··· Supplied data

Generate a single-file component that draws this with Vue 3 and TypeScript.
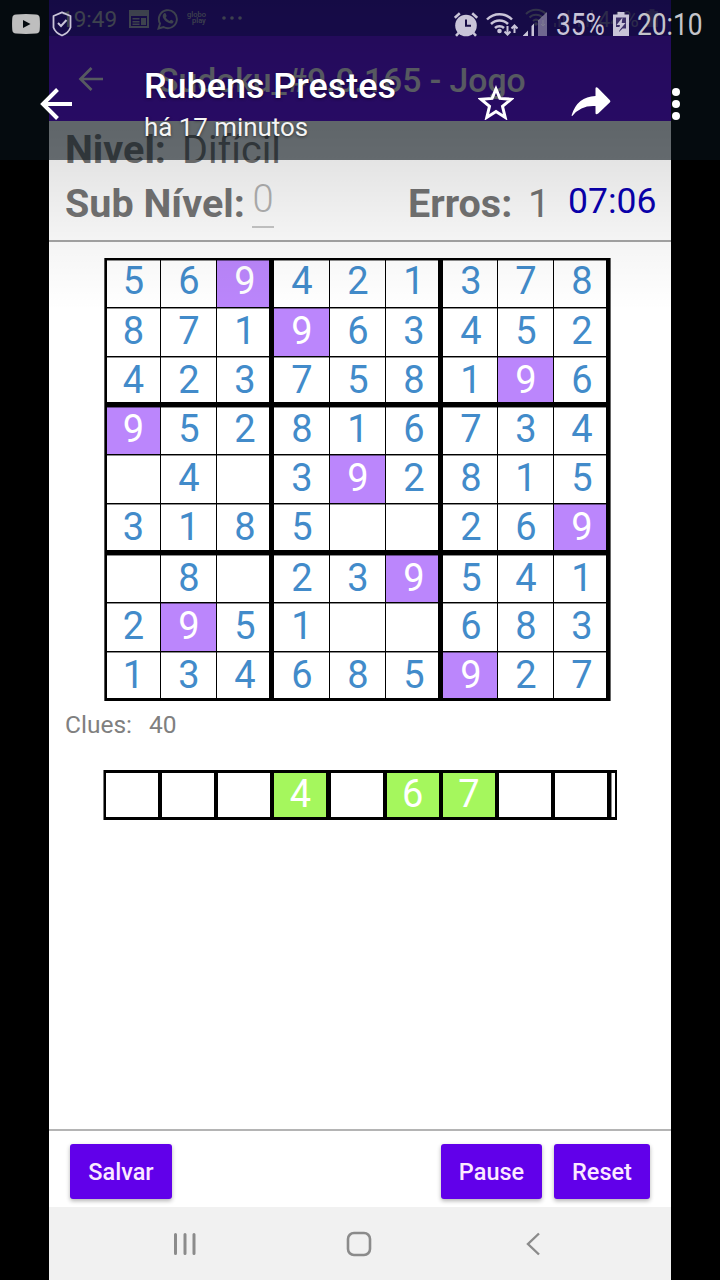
<script setup lang="ts">
interface Cell {
  value: string
  marked: boolean
}

const rows: string[] = [
  '569421378',
  '871963452',
  '423758196',
  '952816734',
  ' 4 392815',
  '3185  269',
  ' 8 239541',
  '2951  683',
  '134685927',
]

const selected = '9'

const cells: Cell[] = rows.flatMap((row) =>
  row.split('').map((ch) => ({ value: ch.trim(), marked: ch === selected })),
)

const pool: string[] = ['', '', '', '4', '', '6', '7', '', '']
</script>

<template>
  <div class="screen">
    <main class="app">
      <div class="app-status">
        <span class="app-time">19:49</span>
        <svg class="i-news" viewBox="0 0 20 18" width="20" height="18">
          <path fill="currentColor" fill-rule="evenodd" d="M0 0h20v18H0zM2 6v10h16V6zM3.500 8h7v1.500h-7zM3.500 11h7v1.500h-7zM3.500 13.500h7V15h-7zM12 8h5v7h-5z" />
        </svg>
        <svg class="i-wa" viewBox="0 0 22 22" width="22" height="22">
          <path fill="none" stroke="currentColor" stroke-width="1.900" d="M1.500 20.500 3 15.500A9 9 0 1 1 6.500 19z" />
          <path fill="currentColor" d="M7 5.500c1-.8 1.600-.3 2 .8l.6 1.500c.2.6-.8 1.300-.8 1.700 1 1.800 2 2.700 3.800 3.500.6 0 1-1.300 1.600-1.200l2.200 1.100c.4.4-.2 2-1.200 2.500C12 16.500 6 12 5.700 8.300 5.700 7 6.200 6.200 7 5.500z" />
        </svg>
        <span class="globo"><span>globo</span><span class="play">play</span></span>
        <svg class="i-more" viewBox="0 0 20 4" width="20" height="4">
          <g fill="currentColor"><circle cx="2" cy="2" r="1.800" /><circle cx="10" cy="2" r="1.800" /><circle cx="18" cy="2" r="1.800" /></g>
        </svg>
        <svg class="i-wifi-small" viewBox="0 0 24 20" width="24" height="20">
          <g fill="none" stroke="currentColor" stroke-width="2"><path d="M1 6a14 14 0 0 1 20 0" /><path d="M4.500 9.500a9 9 0 0 1 13 0" /><path d="M8 13a4.500 4.500 0 0 1 6 0" /></g>
          <circle cx="11" cy="16" r="1.800" fill="currentColor" />
          <path d="M18 12v6m-2-2 2 2 2-2" fill="none" stroke="currentColor" />
        </svg>
        <svg class="i-bars" viewBox="0 0 40 18" width="40" height="18">
          <path fill="currentColor" d="M0 14h2v4H0zM4.500 10h2v8h-2zM9 6h2v12H9zM13.500 1h2v17h-2zM24 14h2v4h-2zM28 10h2v8h-2zM32.500 5h2v13h-2zM37 1h2v17h-2z" />
        </svg>
        <span class="app-batt">44%</span>
        <svg class="i-batt-small" viewBox="0 0 12 18" width="12" height="18"><path fill="currentColor" d="M3.500 0h5v2H12v16H0V2h3.500z" /></svg>
      </div>

      <header class="toolbar">
        <svg class="tool-back" viewBox="0 0 26 26" width="26" height="26">
          <path fill="none" stroke="currentColor" stroke-width="2.700" d="M13.500 2 2.500 13l11 11M2.500 13H25" />
        </svg>
        <h1>Sudoku_#9.0.165 - Jogo</h1>
      </header>

      <section class="info">
        <div class="line-level"><b>Nivel:</b><span>Difícil</span></div>
        <div class="line-sub">
          <b class="sub-label">Sub Nível:</b>
          <span class="sub-value">0</span>
          <b class="err-label">Erros:</b>
          <span class="err-value">1</span>
          <span class="timer">07:06</span>
        </div>
      </section>

      <section class="game">
        <div class="board">
          <div v-for="(cell, i) in cells" :key="i" class="cell" :class="{ marked: cell.marked }">
            <span>{{ cell.value }}</span>
          </div>
        </div>
        <div class="clues"><span>Clues:</span><span>40</span></div>
        <div class="pool">
          <div v-for="(n, i) in pool" :key="i" class="slot" :class="{ done: n !== '' }">
            <span>{{ n }}</span>
          </div>
          <div class="slot-end"></div>
        </div>
      </section>

      <footer class="actions">
        <button class="save">Salvar</button>
        <button class="pause">Pause</button>
        <button class="reset">Reset</button>
      </footer>

      <nav class="nav">
        <svg viewBox="0 0 24 24" width="24" height="24"><path fill="none" stroke="currentColor" stroke-width="3" stroke-linecap="round" d="M2.500 2.500v19M12 2.500v19M21 2.500v19" /></svg>
        <svg class="nav-home" viewBox="0 0 26 26" width="26" height="26"><rect x="2" y="2" width="22" height="22" rx="6" fill="none" stroke="currentColor" stroke-width="2.600" /></svg>
        <svg class="nav-back" viewBox="0 0 14 24" width="14" height="24"><path fill="none" stroke="currentColor" stroke-width="2.400" d="M13 1.500 2 12l11 10.500" /></svg>
      </nav>
    </main>

    <div class="shade"></div>

    <div class="viewer">
      <div class="sys">
        <svg class="s-yt" viewBox="0 0 28 20" width="28" height="20">
          <path fill="currentColor" fill-rule="evenodd" d="M4 .4Q14-.4 24 .4q3.500.2 3.700 3.600.5 6 0 12-.2 3.400-3.700 3.600-10 .8-20 0Q.5 19.400.300 16-.2 10 .3 4 .5.600 4 .400zM11 6v8l7.500-4z" />
        </svg>
        <svg class="s-shield" viewBox="0 0 20 26" width="20" height="26">
          <path fill="none" stroke="currentColor" stroke-width="1.800" stroke-linejoin="round" d="M10 1.300 18.500 5v11.500q-2 5.500-8.500 8-6.500-2.500-8.500-8V5z" />
          <path fill="none" stroke="currentColor" stroke-width="2" d="m6 12 3 3 5.500-6" />
        </svg>
        <svg class="s-alarm" viewBox="0 0 24 25" width="24" height="25">
          <circle cx="12" cy="13.500" r="10.800" fill="currentColor" />
          <path stroke="currentColor" stroke-width="2.600" d="m.8 5.800 5-4.500M23.200 5.800l-5-4.500M5 20.500l-3 3.300M19 20.500l3 3.300" />
          <path fill="none" stroke="#180c46" stroke-width="2" d="M12 7.500v6.300h5" />
        </svg>
        <svg class="s-wifi" viewBox="0 0 32 25" width="32" height="25">
          <g fill="none" stroke="currentColor" stroke-width="2.500"><path d="M1 7.500a17.500 17.500 0 0 1 25 0" /><path d="M5 12a12 12 0 0 1 17 0" /><path d="M9 16a6.500 6.500 0 0 1 9 0" /></g>
          <circle cx="13.500" cy="19" r="2.300" fill="currentColor" />
          <path fill="none" stroke="currentColor" stroke-width="2" d="M21.500 14v8.500m-3-3 3 3 3-3M28.500 21v-7.500m-3 3 3-3 3 3" />
        </svg>
        <svg class="s-signal" viewBox="0 0 24 24" width="24" height="24">
          <path fill="currentColor" d="M0 24v-.5l5-5V24zM8.500 24V14l2.500-2.500V24z" />
          <path fill="currentColor" opacity=".5" d="M15 24V8.500L24 0v24z" />
        </svg>
        <span class="s-text s-pct"><i>35%</i></span>
        <svg class="s-batt" viewBox="0 0 16 24" width="16" height="24">
          <path fill="currentColor" d="M4.500 0h7v2.500H16V24H0V2.500h4.500z" />
          <path fill="#3c2f69" d="M3 5.500h10v11H9.500L6 20l1-5H3z" />
          <path fill="currentColor" d="m9.500 5.500-6 7.500H7l-2 7 7.500-9H8.700z" />
        </svg>
        <span class="s-text s-clock"><i>20:10</i></span>
      </div>

      <div class="bar">
        <svg class="b-back" viewBox="0 0 32 32" width="32" height="32">
          <path fill="none" stroke="currentColor" stroke-width="4" d="M17.500 1.500 3 16l14.500 14.500M3 16h29" />
        </svg>
        <div class="who">
          <div class="name">Rubens Prestes</div>
          <div class="when">há 17 minutos</div>
        </div>
        <svg class="b-star" viewBox="0 0 36 35" width="36" height="35">
          <path fill="none" stroke="currentColor" stroke-width="3" d="m18 4 3.900 9.400 11.200.8-8.600 7.200 2.700 11-9.200-5.900-9.200 5.900 2.700-11-8.600-7.200 11.200-.8z" />
        </svg>
        <svg class="b-share" viewBox="0 0 40 30" width="40" height="30">
          <path fill="currentColor" d="M24.500 1.500q.2-2 2.200-.7l12 12.200q1.300 1.300 0 2.600l-11.500 11q-2.700 1.700-2.700-.6V19Q10 18 1.500 28.700.5 29.700.700 28 6.500 9.500 24.500 9z" />
        </svg>
        <svg class="b-dots" viewBox="0 0 8 32" width="8" height="32">
          <g fill="currentColor"><circle cx="4" cy="4" r="4" /><circle cx="4" cy="16" r="4" /><circle cx="4" cy="28" r="4" /></g>
        </svg>
      </div>
    </div>
  </div>
</template>

<style>
body {
  background: #000;
}
</style>

<style scoped>
.screen {
  position: relative;
  width: 720px;
  height: 1280px;
  overflow: hidden;
  background: #000;
  font-family: Roboto, "Liberation Sans", sans-serif;
}
svg {
  display: block;
  flex: none;
}
span,
b,
h1 {
  white-space: nowrap;
}
.app {
  display: flex;
  flex-direction: column;
  width: 622px;
  height: 1280px;
  margin: 0 auto;
  background: #fff;
}
.app-status {
  display: flex;
  height: 36px;
  background: #3700b3;
  color: #b4afc8;
}
.app-time {
  width: 68px;
  margin-left: 12px;
  font-size: 22.500px;
  line-height: 39px;
}
.i-news {
  margin-top: 10px;
}
.i-wa {
  margin: 8px 0 0 8px;
}
.globo {
  display: flex;
  flex-direction: column;
  width: 22px;
  margin: 12px 0 0 8px;
  font-size: 7.500px;
  font-weight: 500;
  line-height: 6px;
}
.play {
  padding-left: 5px;
}
.i-more {
  margin: 16px 0 0 13px;
}
.i-wifi-small {
  margin: 8px 0 0 283px;
  opacity: .75;
}
.i-bars {
  margin: 9px 0 0 5px;
  opacity: .4;
}
.app-batt {
  width: 44px;
  margin-left: 4px;
  font-size: 22px;
  line-height: 39px;
  opacity: .6;
}
.i-batt-small {
  margin: 9px 0 0 4px;
  opacity: .4;
}
.toolbar {
  display: flex;
  height: 85px;
  background: #6200ee;
  color: #f2eaf2;
}
.tool-back {
  margin: 30px 0 0 29px;
}
h1 {
  margin: 24px 0 0 54px;
  font-size: 33.700px;
  font-weight: 500;
  line-height: 41px;
}
.info {
  height: 121px;
  padding: 3px 0 0 16px;
  border-bottom: 2px solid #a6a6a6;
  box-sizing: border-box;
  color: #757575;
  font-size: 39.500px;
}
.line-level {
  display: flex;
  gap: 16px;
  height: 53px;
  line-height: 52px;
}
.line-sub {
  display: flex;
  height: 53px;
  line-height: 53px;
}
.sub-label {
  width: 187px;
}
.sub-value {
  width: 22px;
  height: 49px;
  border-bottom: 2px solid #c8c8c8;
  color: #b4b4b4;
  font-size: 38px;
  font-weight: 300;
  line-height: 45px;
  text-align: center;
}
.err-label {
  width: 120px;
  margin-left: 134px;
}
.err-value {
  width: 40px;
}
.timer {
  color: #0a00b4;
  font-size: 35.500px;
  line-height: 48px;
}
.game {
  flex: 1;
  padding: 16px 0 0 55px;
}
.board {
  display: grid;
  grid-template-columns: 53px 55px 56px 55px 55px 56px 54px 55px 52px;
  grid-template-rows: 47px 48px 49px 47px 48px 50px 47px 48px 46px;
  gap: 1px;
  width: 507px;
  height: 443px;
  box-sizing: border-box;
  padding: 2px 5px 3px 3px;
  background: #000;
  box-shadow: inset 1px 0 #555, inset -1px 0 #666;
}
.cell {
  background: #fff;
  box-shadow: inset 0 1px rgba(0, 0, 0, .45);
  color: #428bca;
  font-size: 38px;
  line-height: 46px;
}
.cell span {
  display: block;
  width: 56px;
  text-align: center;
}
.cell:nth-child(9n + 1) span {
  width: 53px;
}
.cell:nth-child(-n + 9) {
  line-height: 42px;
}
.cell:nth-child(9n + 3),
.cell:nth-child(9n + 6) {
  margin-right: 4px;
}
.cell:nth-child(n + 19):nth-child(-n + 27),
.cell:nth-child(n + 46):nth-child(-n + 54) {
  margin-bottom: 4px;
}
.cell:nth-child(n + 28):nth-child(-n + 36) {
  line-height: 45px;
}
.marked {
  background: #bb86fc;
  color: #fff;
}
.clues {
  display: flex;
  gap: 17px;
  margin: 7px 0 0 -39px;
  color: #808080;
  font-size: 24.500px;
  line-height: 34px;
}
.pool {
  display: grid;
  grid-template-columns: repeat(9, 52px) 4px;
  column-gap: 4.150px;
  width: 514px;
  height: 50px;
  box-sizing: border-box;
  margin: 28px 0 0 -1px;
  padding: 3px;
  background: #000;
  box-shadow: inset 1px 0 #777;
}
.slot {
  background: #fff;
  color: #fff;
  font-size: 38px;
  line-height: 42px;
  text-align: center;
}
.done {
  background: #a5f75d;
}
.slot-end {
  background: #fff;
  border-left: 1px solid #888;
}
.actions {
  display: flex;
  height: 78px;
  box-sizing: border-box;
  padding: 13px 21px 0;
  border-top: 2px solid #b4b4b4;
}
button {
  height: 55px;
  padding: 0;
  border: 0;
  border-radius: 3px;
  background: #6100ea;
  box-shadow: 0 2px 4px rgba(0, 0, 0, .3);
  color: #fbe9ff;
  font: 500 23.500px/56px Roboto, sans-serif;
}
.save {
  width: 102px;
  margin-right: auto;
}
.pause {
  width: 101px;
  margin-right: 12px;
}
.reset {
  width: 96px;
}
.nav {
  display: flex;
  height: 73px;
  padding: 25px 0 0 124px;
  box-sizing: border-box;
  background: #f1f1f1;
  color: #8b8b8b;
}
.nav-home {
  margin: -1px 0 0 149px;
}
.nav-back {
  margin-left: 154px;
}
.shade {
  position: absolute;
  inset: 0 0 auto;
  height: 320px;
  background: linear-gradient(rgba(0, 0, 0, .27), rgba(0, 0, 0, .105) 160px, rgba(0, 0, 0, .045) 240px, rgba(0, 0, 0, 0) 310px);
}
.viewer {
  position: absolute;
  inset: 0 0 auto;
  height: 160px;
  background: rgba(9, 19, 26, .585);
  color: #fff;
}
.sys {
  display: flex;
  height: 49px;
  color: #c9c4d8;
}
.s-yt {
  margin: 14px 0 0 12px;
  color: #bebebe;
}
.s-shield {
  margin: 11px 0 0 12px;
}
.s-alarm {
  margin: 12px 0 0 382px;
}
.s-wifi {
  margin: 12px 0 0 8px;
}
.s-signal {
  margin: 12px 0 0 5px;
}
.s-text {
  font-size: 31px;
  line-height: 50px;
}
.s-text i {
  display: inline-block;
  font-style: normal;
  transform: scaleX(.85);
  transform-origin: 0 0;
}
.s-pct {
  width: 57px;
  margin-left: 9px;
}
.s-batt {
  margin: 12px 0 0;
}
.s-clock {
  width: 68px;
  margin-left: 8px;
  color: #c4c4ca;
}
.bar {
  display: flex;
}
.b-back {
  margin: 39px 0 0 40px;
}
.who {
  width: 334px;
  margin: 16px 0 0 72px;
  text-shadow: 0 1px 3px rgba(0, 0, 0, .5);
}
.name {
  font-size: 35.900px;
  font-weight: 500;
  line-height: 43px;
}
.when {
  font-size: 25.900px;
  line-height: 39px;
  color: #f4f4f4;
}
.b-star {
  margin: 36px 0 0 0;
}
.b-share {
  margin: 38px 0 0 57px;
}
.b-dots {
  margin: 39px 0 0 61px;
}
</style>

······

What is required
Go from the first line of the data above to the line containing "const selected = '9'" and retype exactly those lines, both included, but none of the pictures.

Answer to the problem
Generate a single-file component that draws this with Vue 3 and TypeScript.
<script setup lang="ts">
interface Cell {
  value: string
  marked: boolean
}

const rows: string[] = [
  '569421378',
  '871963452',
  '423758196',
  '952816734',
  ' 4 392815',
  '3185  269',
  ' 8 239541',
  '2951  683',
  '134685927',
]

const selected = '9'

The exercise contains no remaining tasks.